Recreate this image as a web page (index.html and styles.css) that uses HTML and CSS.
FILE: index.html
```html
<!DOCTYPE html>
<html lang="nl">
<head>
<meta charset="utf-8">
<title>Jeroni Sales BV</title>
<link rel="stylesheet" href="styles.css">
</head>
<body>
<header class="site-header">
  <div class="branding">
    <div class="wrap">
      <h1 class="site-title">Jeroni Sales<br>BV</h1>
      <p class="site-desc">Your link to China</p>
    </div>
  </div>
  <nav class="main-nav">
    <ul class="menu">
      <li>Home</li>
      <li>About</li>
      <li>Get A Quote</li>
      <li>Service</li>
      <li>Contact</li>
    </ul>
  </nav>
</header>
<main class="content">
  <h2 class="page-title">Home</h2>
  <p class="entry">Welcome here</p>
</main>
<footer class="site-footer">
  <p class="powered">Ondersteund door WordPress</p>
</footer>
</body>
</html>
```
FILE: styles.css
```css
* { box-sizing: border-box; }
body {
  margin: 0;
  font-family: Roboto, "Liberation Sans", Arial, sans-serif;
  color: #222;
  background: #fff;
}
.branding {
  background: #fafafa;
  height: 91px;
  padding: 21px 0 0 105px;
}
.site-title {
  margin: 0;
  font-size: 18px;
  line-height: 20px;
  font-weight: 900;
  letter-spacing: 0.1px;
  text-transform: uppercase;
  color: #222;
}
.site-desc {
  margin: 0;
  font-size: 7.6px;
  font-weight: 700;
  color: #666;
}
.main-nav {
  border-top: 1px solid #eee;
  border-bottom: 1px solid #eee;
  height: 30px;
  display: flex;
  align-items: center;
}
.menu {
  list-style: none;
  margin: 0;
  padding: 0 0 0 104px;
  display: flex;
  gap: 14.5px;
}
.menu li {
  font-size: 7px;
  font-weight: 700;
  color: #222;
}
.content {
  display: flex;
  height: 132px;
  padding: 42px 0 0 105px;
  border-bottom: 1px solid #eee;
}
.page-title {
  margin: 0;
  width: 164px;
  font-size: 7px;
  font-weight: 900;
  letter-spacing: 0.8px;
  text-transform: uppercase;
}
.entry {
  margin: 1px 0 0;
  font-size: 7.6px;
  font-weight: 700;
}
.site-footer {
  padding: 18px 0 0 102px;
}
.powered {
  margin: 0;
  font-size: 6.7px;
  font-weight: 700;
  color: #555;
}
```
★ ★ ★ ★ ★
— Exercise instructions —
Output all of the data above without any alteration.

— Solution to this problem —
Recreate this image as a web page (index.html and styles.css) that uses HTML and CSS.
FILE: index.html
```html
<!DOCTYPE html>
<html lang="nl">
<head>
<meta charset="utf-8">
<title>Jeroni Sales BV</title>
<link rel="stylesheet" href="styles.css">
</head>
<body>
<header class="site-header">
  <div class="branding">
    <div class="wrap">
      <h1 class="site-title">Jeroni Sales<br>BV</h1>
      <p class="site-desc">Your link to China</p>
    </div>
  </div>
  <nav class="main-nav">
    <ul class="menu">
      <li>Home</li>
      <li>About</li>
      <li>Get A Quote</li>
      <li>Service</li>
      <li>Contact</li>
    </ul>
  </nav>
</header>
<main class="content">
  <h2 class="page-title">Home</h2>
  <p class="entry">Welcome here</p>
</main>
<footer class="site-footer">
  <p class="powered">Ondersteund door WordPress</p>
</footer>
</body>
</html>
```
FILE: styles.css
```css
* { box-sizing: border-box; }
body {
  margin: 0;
  font-family: Roboto, "Liberation Sans", Arial, sans-serif;
  color: #222;
  background: #fff;
}
.branding {
  background: #fafafa;
  height: 91px;
  padding: 21px 0 0 105px;
}
.site-title {
  margin: 0;
  font-size: 18px;
  line-height: 20px;
  font-weight: 900;
  letter-spacing: 0.1px;
  text-transform: uppercase;
  color: #222;
}
.site-desc {
  margin: 0;
  font-size: 7.6px;
  font-weight: 700;
  color: #666;
}
.main-nav {
  border-top: 1px solid #eee;
  border-bottom: 1px solid #eee;
  height: 30px;
  display: flex;
  align-items: center;
}
.menu {
  list-style: none;
  margin: 0;
  padding: 0 0 0 104px;
  display: flex;
  gap: 14.5px;
}
.menu li {
  font-size: 7px;
  font-weight: 700;
  color: #222;
}
.content {
  display: flex;
  height: 132px;
  padding: 42px 0 0 105px;
  border-bottom: 1px solid #eee;
}
.page-title {
  margin: 0;
  width: 164px;
  font-size: 7px;
  font-weight: 900;
  letter-spacing: 0.8px;
  text-transform: uppercase;
}
.entry {
  margin: 1px 0 0;
  font-size: 7.6px;
  font-weight: 700;
}
.site-footer {
  padding: 18px 0 0 102px;
}
.powered {
  margin: 0;
  font-size: 6.7px;
  font-weight: 700;
  color: #555;
}
```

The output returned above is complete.